Chancengleichheit ist ein Wunsch der Liberalen, der realpolitisch nicht existent ist. In Deutschland hängt soziale Herkunft mit dem Bildungserfolg eng zusammen. Mit schlechten Abiturnoten sind nicht alle Studiengänge möglich, und ein schlechtes Abitur ist auch nicht die beste Voraussetzung für eine gute Zukunft.

Ich komme aus diesem Teufelskreis der sozialen Ungleichheit nicht heraus.
Und das Einzige, was mir Hoffnung gab, nämlich das Abitur, ist nun auch in Gefahr.

Mit diesen Sorgen und Ängsten haben wir uns an den Hamburgischen Schulsenator Ties Rabe gewandt, in der Hoffnung, dass man uns zuhört. Wie man seiner Antwort entnehmen kann, ist dies nicht passiert. In einer öffentlichen Pressemitteilung hat er geschrieben, dass die Abitur-Prüfungen stattfinden werden, weil “vergleichbare Maßstäbe über die Jahrgänge hinweg“ gebraucht werden.

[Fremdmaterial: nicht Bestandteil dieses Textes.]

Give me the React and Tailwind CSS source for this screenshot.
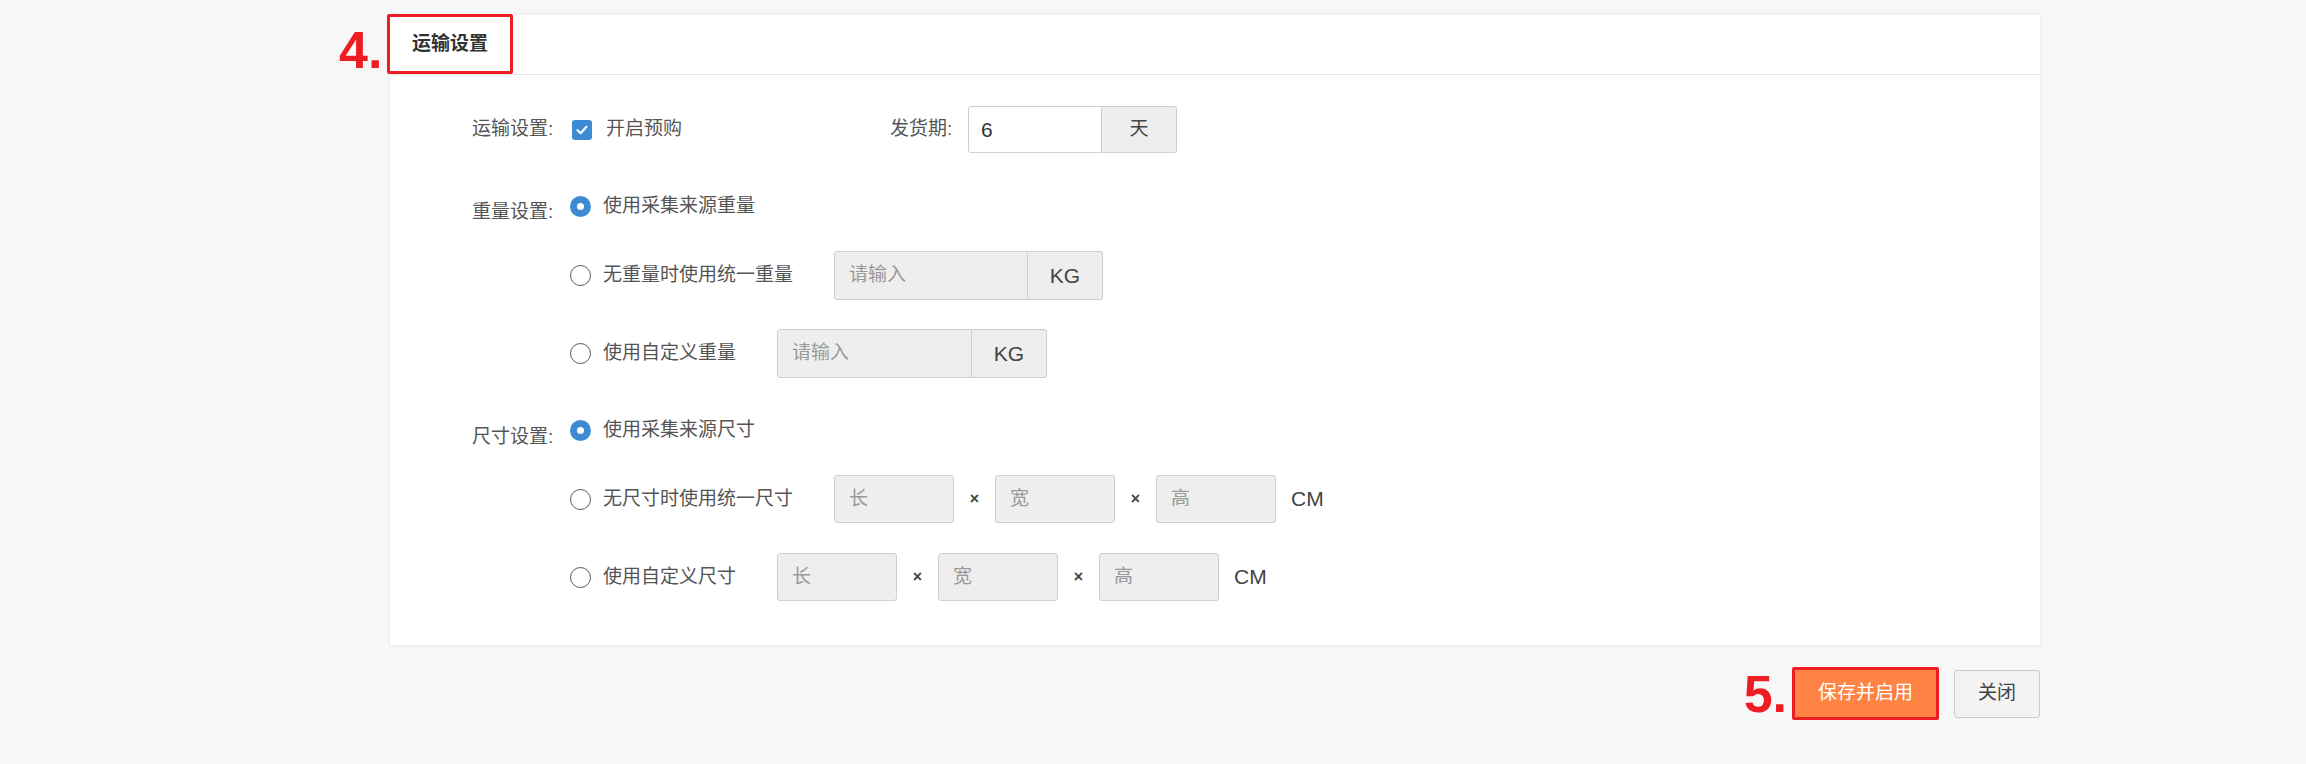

Das ist in meinen Augen ein Widerspruch in sich, denn die vergleichbaren Maßstäbe sind nicht gegeben. Diese Situation ist ein Ausnahmefall. Hinzukommt, dass die Jahrgänge vor uns die Möglichkeit hatten, sich in Bibliotheken vorzubereiten, an den Computern der Bücherhallen zu arbeiten und sich in Lerngruppen auszutauschen. Auch dieser Maßstab fehlt also. Die einzige Konstante ist also, dass das Abitur geschrieben wird.

Das Gefühl der Machtlosigkeit ist größer geworden, weil mir solche Antworten zeigen, dass man uns als Schüler*innen nicht ernstnimmt – weder uns, noch unsere Sorgen und Ängste.

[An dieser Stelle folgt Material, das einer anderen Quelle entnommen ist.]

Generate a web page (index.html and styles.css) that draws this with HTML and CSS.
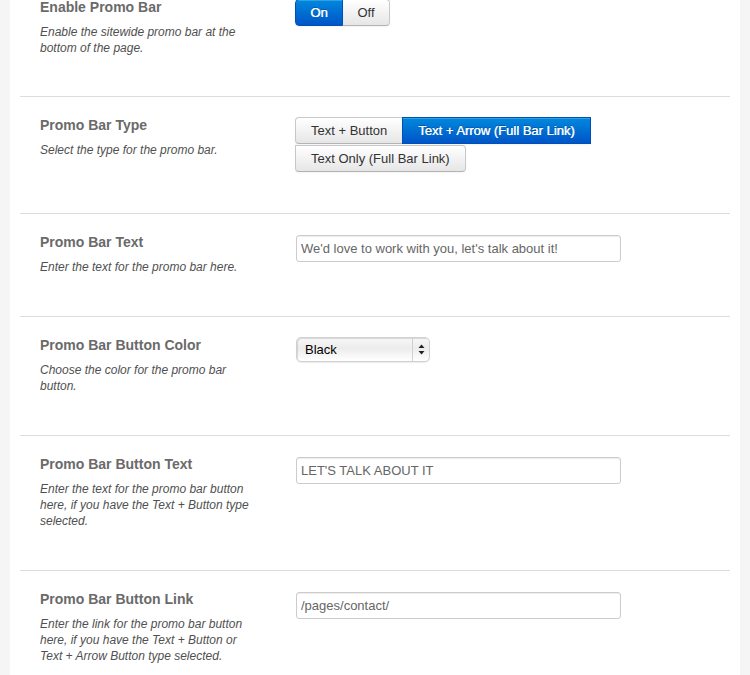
FILE: index.html
```html
<!DOCTYPE html>
<html>
<head>
<meta charset="utf-8">
<link rel="stylesheet" href="styles.css">
</head>
<body>
<div class="panel">
  <div class="row row-first">
    <div class="label-col">
      <h3 class="title">Enable Promo Bar</h3>
      <p class="desc">Enable the sitewide promo bar at the bottom of the page.</p>
    </div>
    <div class="control-col">
      <div class="btn-group">
        <span class="btn btn-toggle btn-primary btn-first">On</span><span class="btn btn-toggle btn-last">Off</span>
      </div>
    </div>
  </div>

  <div class="row">
    <div class="label-col">
      <h3 class="title">Promo Bar Type</h3>
      <p class="desc">Select the type for the promo bar.</p>
    </div>
    <div class="control-col">
      <div class="btn-group">
        <span class="btn btn-wide btn-first">Text + Button</span><span class="btn btn-wide btn-primary">Text + Arrow (Full Bar Link)</span><span class="btn btn-wide btn-last btn-alone">Text Only (Full Bar Link)</span>
      </div>
    </div>
  </div>

  <div class="row">
    <div class="label-col">
      <h3 class="title">Promo Bar Text</h3>
      <p class="desc">Enter the text for the promo bar here.</p>
    </div>
    <div class="control-col">
      <input class="text-input" type="text" value="We'd love to work with you, let's talk about it!">
    </div>
  </div>

  <div class="row">
    <div class="label-col">
      <h3 class="title">Promo Bar Button Color</h3>
      <p class="desc">Choose the color for the promo bar button.</p>
    </div>
    <div class="control-col">
      <div class="select">
        <span class="select-value">Black</span>
        <span class="select-arrows">
          <svg width="7" height="11" viewBox="0 0 7 11"><path d="M3.5 0.5 L6.5 4 L0.5 4 Z" fill="#222"/><path d="M3.5 10.5 L6.5 7 L0.5 7 Z" fill="#222"/></svg>
        </span>
      </div>
    </div>
  </div>

  <div class="row">
    <div class="label-col">
      <h3 class="title">Promo Bar Button Text</h3>
      <p class="desc">Enter the text for the promo bar button here, if you have the Text + Button type selected.</p>
    </div>
    <div class="control-col">
      <input class="text-input" type="text" value="LET'S TALK ABOUT IT">
    </div>
  </div>

  <div class="row">
    <div class="label-col">
      <h3 class="title">Promo Bar Button Link</h3>
      <p class="desc">Enter the link for the promo bar button here, if you have the Text + Button or Text + Arrow Button type selected.</p>
    </div>
    <div class="control-col">
      <input class="text-input" type="text" value="/pages/contact/">
    </div>
  </div>
</div>
</body>
</html>
```

FILE: styles.css
```css
html, body {
  margin: 0;
  padding: 0;
  background: #f5f5f5;
  font-family: "Liberation Sans", Arial, Helvetica, sans-serif;
  overflow: hidden;
}

.panel {
  margin: 0 10px;
  padding: 0 10px;
  background: #ffffff;
  min-height: 100vh;
}

.row {
  display: flex;
  padding: 19px 0 41px 20px;
  border-bottom: 1px solid #dddddd;
}

.row-first {
  margin-top: -21px;
  padding-bottom: 40px;
}

.label-col {
  width: 255px;
  flex: none;
}

.title {
  margin: 0 0 8px 0;
  font-size: 14px;
  line-height: 18px;
  font-weight: bold;
  color: #6a6a6a;
}

.desc {
  margin: 0;
  width: 215px;
  font-size: 12px;
  line-height: 16px;
  font-style: italic;
  color: #505050;
}

.control-col {
  width: 326px;
  flex: none;
  padding-top: 1px;
}

.btn-group {
  display: flex;
  flex-wrap: wrap;
}

.btn {
  display: block;
  padding: 4px 14px;
  font-size: 13px;
  line-height: 17px;
  color: #333333;
  background: linear-gradient(to bottom, #ffffff, #e6e6e6);
  border: 1px solid #c8c8c8;
  border-bottom-color: #b3b3b3;
  box-shadow: inset 0 1px 0 rgba(255,255,255,0.2), 0 1px 2px rgba(0,0,0,0.05);
  margin-left: -1px;
  white-space: nowrap;
}

.btn-wide {
  padding: 4px 15px;
}

.btn-toggle {
  box-sizing: border-box;
  width: 48px;
  padding: 4px 0;
  text-align: center;
}

.btn-first {
  margin-left: 0;
  border-radius: 4px 0 0 4px;
}

.btn-last {
  border-radius: 0 4px 4px 0;
}

.btn-alone {
  margin-left: 0;
  margin-top: 1px;
  border-radius: 0 4px 4px 4px;
}

.btn-primary {
  color: #ffffff;
  text-shadow: 0 -1px 0 rgba(0,0,0,0.25), 0.3px 0 0 #ffffff;
  background: linear-gradient(to bottom, #0088dd, #0055c8);
  border-color: #0050b8;
  position: relative;
}

.text-input {
  display: block;
  box-sizing: border-box;
  width: 325px;
  height: 27px;
  margin: 1px 0 0 1px;
  padding: 4px 4px;
  font-family: "Liberation Sans", Arial, Helvetica, sans-serif;
  font-size: 13px;
  line-height: 17px;
  color: #666666;
  background: #ffffff;
  border: 1px solid #cccccc;
  border-radius: 3px;
  box-shadow: inset 0 1px 1px rgba(0,0,0,0.075);
  outline: none;
}

.select {
  display: flex;
  box-sizing: border-box;
  width: 134px;
  height: 25px;
  margin-left: 1px;
  border: 1px solid #d0d0d0;
  border-radius: 5px;
  background: linear-gradient(to bottom, #f8f8f8 0%, #ececec 45%, #ffffff 100%);
  box-shadow: inset 1px 1px 1px rgba(0,0,0,0.12), 0 1px 1px rgba(0,0,0,0.08);
}

.select-value {
  flex: 1;
  padding-left: 8px;
  font-size: 13px;
  line-height: 23px;
  color: #000000;
}

.select-arrows {
  width: 16px;
  border-left: 1px solid #d0d0d0;
  display: flex;
  align-items: center;
  justify-content: center;
}

.select-arrows svg {
  display: block;
}
```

Die Entscheidung, das Abitur trotz beschriebener Umstände zu schreiben, heißt für viele von uns Ungerechtigkeit, die sich nun in Form von einem Abischnitt in Zahlen ausdrückt. Nur ist es damit nicht getan.

Der Gedanke, dass dieser Schnitt hätte besser sein können, wenn die Umstände bessere gewesen wären – ich meine damit keine Schulreform, die allen eine Chancengleichheit bieten kann, sondern das einfache Fehlen von Lernräumen und einen rücksichtslosen Beschluss des Kultusministeriums – und dass viele von uns deswegen im schlimmsten Fall nicht in ihr Wunschstudium kommen, wird uns Schüler*innen immer verfolgen.